# Exercise description
Quote each line of the material verbatim, without the pictures.
• • • • •
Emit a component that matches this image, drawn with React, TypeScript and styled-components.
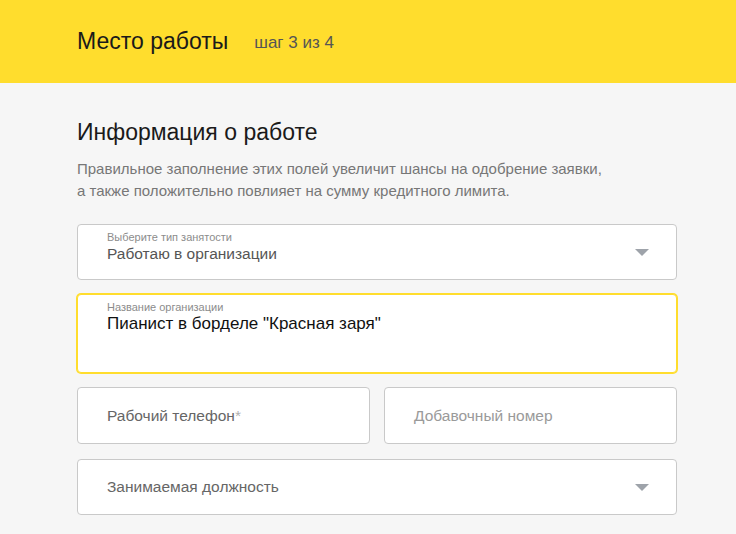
import React from 'react';
import styled, { createGlobalStyle } from 'styled-components';

const GlobalStyle = createGlobalStyle`
  html, body {
    margin: 0;
    padding: 0;
    background: #f6f6f6;
    font-family: "Liberation Sans", Arial, sans-serif;
  }
`;

const Header = styled.header`
  height: 83px;
  background: #ffdd2d;
  display: flex;
  align-items: center;
  padding: 0 77px;
  gap: 26px;
  box-sizing: border-box;
`;

const HeaderTitle = styled.h1`
  margin: 0;
  font-size: 23px;
  font-weight: 400;
  color: #1a1a1a;
`;

const Step = styled.span`
  font-size: 17px;
  color: #555;
  padding-top: 2px;
`;

const Content = styled.main`
  padding: 36px 59px 20px 77px;
  width: 600px;
`;

const SectionTitle = styled.h2`
  margin: 0 0 12px;
  font-size: 23px;
  font-weight: 400;
  color: #1a1a1a;
`;

const Description = styled.p`
  margin: 0 0 22px;
  font-size: 15px;
  line-height: 22px;
  color: #777;
`;

const Form = styled.div`
  display: flex;
  flex-direction: column;
  gap: 14px;
`;

const Row = styled.div`
  display: grid;
  grid-template-columns: 1fr 1fr;
  gap: 14px;
  margin-bottom: 1px;
`;

const Field = styled.div<{ $focused?: boolean; $height?: number; $top?: boolean }>`
  position: relative;
  box-sizing: border-box;
  height: ${(p) => p.$height ?? 57}px;
  background: #fff;
  border: 1px solid ${(p) => (p.$focused ? '#ffdd2d' : '#c9c9c9')};
  box-shadow: ${(p) => (p.$focused ? '0 0 0 1px #ffdd2d' : 'none')};
  border-radius: 4px;
  padding: 0 48px 0 29px;
  display: flex;
  flex-direction: column;
  justify-content: ${(p) => (p.$top ? 'flex-start' : 'center')};
`;

const FloatLabel = styled.div`
  font-size: 11px;
  color: #8c8c8c;
  line-height: 12px;
  margin-top: 6px;
`;

const Value = styled.div<{ $dark?: boolean }>`
  font-size: ${(p) => (p.$dark ? '17px' : '15.5px')};
  color: ${(p) => (p.$dark ? '#111' : '#555')};
  line-height: 18px;
  margin-top: 2px;
`;

const Placeholder = styled.div<{ $light?: boolean }>`
  font-size: 15.5px;
  color: ${(p) => (p.$light ? '#9a9a9a' : '#666')};
`;

const Required = styled.span`
  color: #b0b0b0;
`;

const Arrow = styled.div`
  position: absolute;
  right: 27px;
  top: 50%;
  margin-top: -3px;
  width: 0;
  height: 0;
  border-left: 7px solid transparent;
  border-right: 7px solid transparent;
  border-top: 7px solid #9ea3aa;
`;

export default function App() {
  return (
    <>
      <GlobalStyle />
      <Header>
        <HeaderTitle>Место работы</HeaderTitle>
        <Step>шаг 3 из 4</Step>
      </Header>
      <Content>
        <SectionTitle>Информация о работе</SectionTitle>
        <Description>
          Правильное заполнение этих полей увеличит шансы на одобрение заявки,
          <br />а также положительно повлияет на сумму кредитного лимита.
        </Description>
        <Form>
          <Field $height={56} $top>
            <FloatLabel>Выберите тип занятости</FloatLabel>
            <Value>Работаю в организации</Value>
            <Arrow />
          </Field>
          <Field $focused $height={79} $top>
            <FloatLabel>Название организации</FloatLabel>
            <Value $dark>Пианист в борделе "Красная заря"</Value>
          </Field>
          <Row>
            <Field>
              <Placeholder>
                Рабочий телефон<Required>*</Required>
              </Placeholder>
            </Field>
            <Field>
              <Placeholder $light>Добавочный номер</Placeholder>
            </Field>
          </Row>
          <Field $height={56}>
            <Placeholder>Занимаемая должность</Placeholder>
            <Arrow />
          </Field>
        </Form>
      </Content>
    </>
  );
}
• • • • •
# Task result
Emit a component that matches this image, drawn with React, TypeScript and styled-components.
import React from 'react';
import styled, { createGlobalStyle } from 'styled-components';

const GlobalStyle = createGlobalStyle`
  html, body {
    margin: 0;
    padding: 0;
    background: #f6f6f6;
    font-family: "Liberation Sans", Arial, sans-serif;
  }
`;

const Header = styled.header`
  height: 83px;
  background: #ffdd2d;
  display: flex;
  align-items: center;
  padding: 0 77px;
  gap: 26px;
  box-sizing: border-box;
`;

const HeaderTitle = styled.h1`
  margin: 0;
  font-size: 23px;
  font-weight: 400;
  color: #1a1a1a;
`;

const Step = styled.span`
  font-size: 17px;
  color: #555;
  padding-top: 2px;
`;

const Content = styled.main`
  padding: 36px 59px 20px 77px;
  width: 600px;
`;

const SectionTitle = styled.h2`
  margin: 0 0 12px;
  font-size: 23px;
  font-weight: 400;
  color: #1a1a1a;
`;

const Description = styled.p`
  margin: 0 0 22px;
  font-size: 15px;
  line-height: 22px;
  color: #777;
`;

const Form = styled.div`
  display: flex;
  flex-direction: column;
  gap: 14px;
`;

const Row = styled.div`
  display: grid;
  grid-template-columns: 1fr 1fr;
  gap: 14px;
  margin-bottom: 1px;
`;

const Field = styled.div<{ $focused?: boolean; $height?: number; $top?: boolean }>`
  position: relative;
  box-sizing: border-box;
  height: ${(p) => p.$height ?? 57}px;
  background: #fff;
  border: 1px solid ${(p) => (p.$focused ? '#ffdd2d' : '#c9c9c9')};
  box-shadow: ${(p) => (p.$focused ? '0 0 0 1px #ffdd2d' : 'none')};
  border-radius: 4px;
  padding: 0 48px 0 29px;
  display: flex;
  flex-direction: column;
  justify-content: ${(p) => (p.$top ? 'flex-start' : 'center')};
`;

const FloatLabel = styled.div`
  font-size: 11px;
  color: #8c8c8c;
  line-height: 12px;
  margin-top: 6px;
`;

const Value = styled.div<{ $dark?: boolean }>`
  font-size: ${(p) => (p.$dark ? '17px' : '15.5px')};
  color: ${(p) => (p.$dark ? '#111' : '#555')};
  line-height: 18px;
  margin-top: 2px;
`;

const Placeholder = styled.div<{ $light?: boolean }>`
  font-size: 15.5px;
  color: ${(p) => (p.$light ? '#9a9a9a' : '#666')};
`;

const Required = styled.span`
  color: #b0b0b0;
`;

const Arrow = styled.div`
  position: absolute;
  right: 27px;
  top: 50%;
  margin-top: -3px;
  width: 0;
  height: 0;
  border-left: 7px solid transparent;
  border-right: 7px solid transparent;
  border-top: 7px solid #9ea3aa;
`;

export default function App() {
  return (
    <>
      <GlobalStyle />
      <Header>
        <HeaderTitle>Место работы</HeaderTitle>
        <Step>шаг 3 из 4</Step>
      </Header>
      <Content>
        <SectionTitle>Информация о работе</SectionTitle>
        <Description>
          Правильное заполнение этих полей увеличит шансы на одобрение заявки,
          <br />а также положительно повлияет на сумму кредитного лимита.
        </Description>
        <Form>
          <Field $height={56} $top>
            <FloatLabel>Выберите тип занятости</FloatLabel>
            <Value>Работаю в организации</Value>
            <Arrow />
          </Field>
          <Field $focused $height={79} $top>
            <FloatLabel>Название организации</FloatLabel>
            <Value $dark>Пианист в борделе "Красная заря"</Value>
          </Field>
          <Row>
            <Field>
              <Placeholder>
                Рабочий телефон<Required>*</Required>
              </Placeholder>
            </Field>
            <Field>
              <Placeholder $light>Добавочный номер</Placeholder>
            </Field>
          </Row>
          <Field $height={56}>
            <Placeholder>Занимаемая должность</Placeholder>
            <Arrow />
          </Field>
        </Form>
      </Content>
    </>
  );
}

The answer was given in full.